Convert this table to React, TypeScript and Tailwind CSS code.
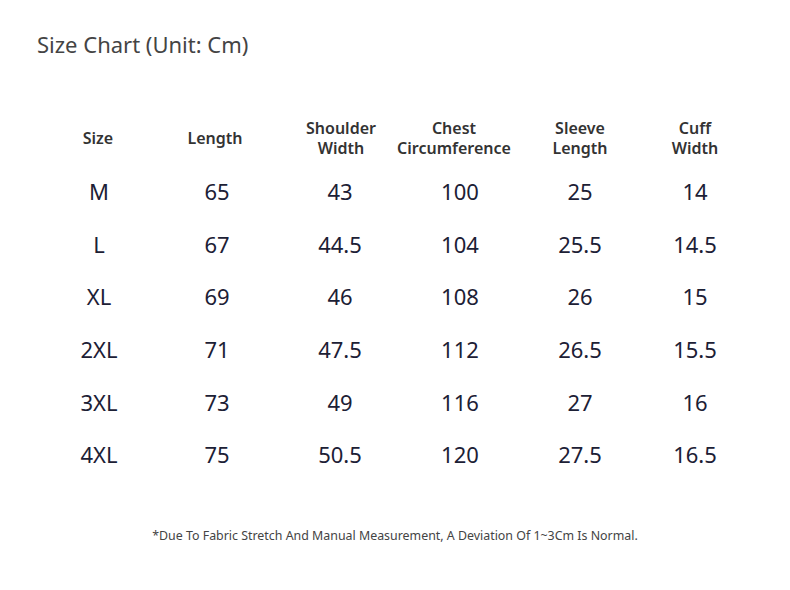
import React from "react";

const headers: string[][] = [
  ["Size"],
  ["Length"],
  ["Shoulder", "Width"],
  ["Chest", "Circumference"],
  ["Sleeve", "Length"],
  ["Cuff", "Width"],
];

const rows: string[][] = [
  ["M", "65", "43", "100", "25", "14"],
  ["L", "67", "44.5", "104", "25.5", "14.5"],
  ["XL", "69", "46", "108", "26", "15"],
  ["2XL", "71", "47.5", "112", "26.5", "15.5"],
  ["3XL", "73", "49", "116", "27", "16"],
  ["4XL", "75", "50.5", "120", "27.5", "16.5"],
];

const colW = ["w-[120px]", "w-[116px]", "w-[130px]", "w-[110px]", "w-[130px]", "w-[100px]"];
const headPad = ["pr-[2px]", "pr-[4px]", "pl-[2px]", "pr-[12px]", "", ""];

export default function App() {
  return (
    <div
      className="w-[790px] h-[590px] bg-white overflow-hidden"
      style={{ fontFamily: '"Noto Sans", "Open Sans", sans-serif' }}
    >
      <div className="pl-[37px] pt-[28px] text-[22px] leading-[32px] text-[#444444]">
        Size Chart (Unit: Cm)
      </div>
      <div className="mt-[58px] ml-[39px]">
        <div className="flex h-[40px] items-center">
          {headers.map((h, i) => (
            <div
              key={i}
              className={`${colW[i]} ${headPad[i]} shrink-0 flex flex-col items-center text-[16px] leading-[20px] font-semibold text-[#333333]`}
            >
              {h.map((l, j) => (
                <span key={j}>{l}</span>
              ))}
            </div>
          ))}
        </div>
        <div className="mt-[7px]">
          {rows.map((r, i) => (
            <div key={i} className="flex h-[52.6px] items-center">
              {r.map((c, j) => (
                <div
                  key={j}
                  className={`${colW[j]} shrink-0 text-center text-[22px] leading-[30px] text-[#1c2035]`}
                >
                  {c}
                </div>
              ))}
            </div>
          ))}
        </div>
      </div>
      <div className="mt-[46px] text-center text-[12.4px] leading-[18px] text-[#444444]">
        *Due To Fabric Stretch And Manual Measurement, A Deviation Of 1~3Cm Is Normal.
      </div>
    </div>
  );
}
■ ■ ■ ■ ■
Reproduce every line of the material precisely, omitting its pictures.

Convert this table to React, TypeScript and Tailwind CSS code.
import React from "react";

const headers: string[][] = [
  ["Size"],
  ["Length"],
  ["Shoulder", "Width"],
  ["Chest", "Circumference"],
  ["Sleeve", "Length"],
  ["Cuff", "Width"],
];

const rows: string[][] = [
  ["M", "65", "43", "100", "25", "14"],
  ["L", "67", "44.5", "104", "25.5", "14.5"],
  ["XL", "69", "46", "108", "26", "15"],
  ["2XL", "71", "47.5", "112", "26.5", "15.5"],
  ["3XL", "73", "49", "116", "27", "16"],
  ["4XL", "75", "50.5", "120", "27.5", "16.5"],
];

const colW = ["w-[120px]", "w-[116px]", "w-[130px]", "w-[110px]", "w-[130px]", "w-[100px]"];
const headPad = ["pr-[2px]", "pr-[4px]", "pl-[2px]", "pr-[12px]", "", ""];

export default function App() {
  return (
    <div
      className="w-[790px] h-[590px] bg-white overflow-hidden"
      style={{ fontFamily: '"Noto Sans", "Open Sans", sans-serif' }}
    >
      <div className="pl-[37px] pt-[28px] text-[22px] leading-[32px] text-[#444444]">
        Size Chart (Unit: Cm)
      </div>
      <div className="mt-[58px] ml-[39px]">
        <div className="flex h-[40px] items-center">
          {headers.map((h, i) => (
            <div
              key={i}
              className={`${colW[i]} ${headPad[i]} shrink-0 flex flex-col items-center text-[16px] leading-[20px] font-semibold text-[#333333]`}
            >
              {h.map((l, j) => (
                <span key={j}>{l}</span>
              ))}
            </div>
          ))}
        </div>
        <div className="mt-[7px]">
          {rows.map((r, i) => (
            <div key={i} className="flex h-[52.6px] items-center">
              {r.map((c, j) => (
                <div
                  key={j}
                  className={`${colW[j]} shrink-0 text-center text-[22px] leading-[30px] text-[#1c2035]`}
                >
                  {c}
                </div>
              ))}
            </div>
          ))}
        </div>
      </div>
      <div className="mt-[46px] text-center text-[12.4px] leading-[18px] text-[#444444]">
        *Due To Fabric Stretch And Manual Measurement, A Deviation Of 1~3Cm Is Normal.
      </div>
    </div>
  );
}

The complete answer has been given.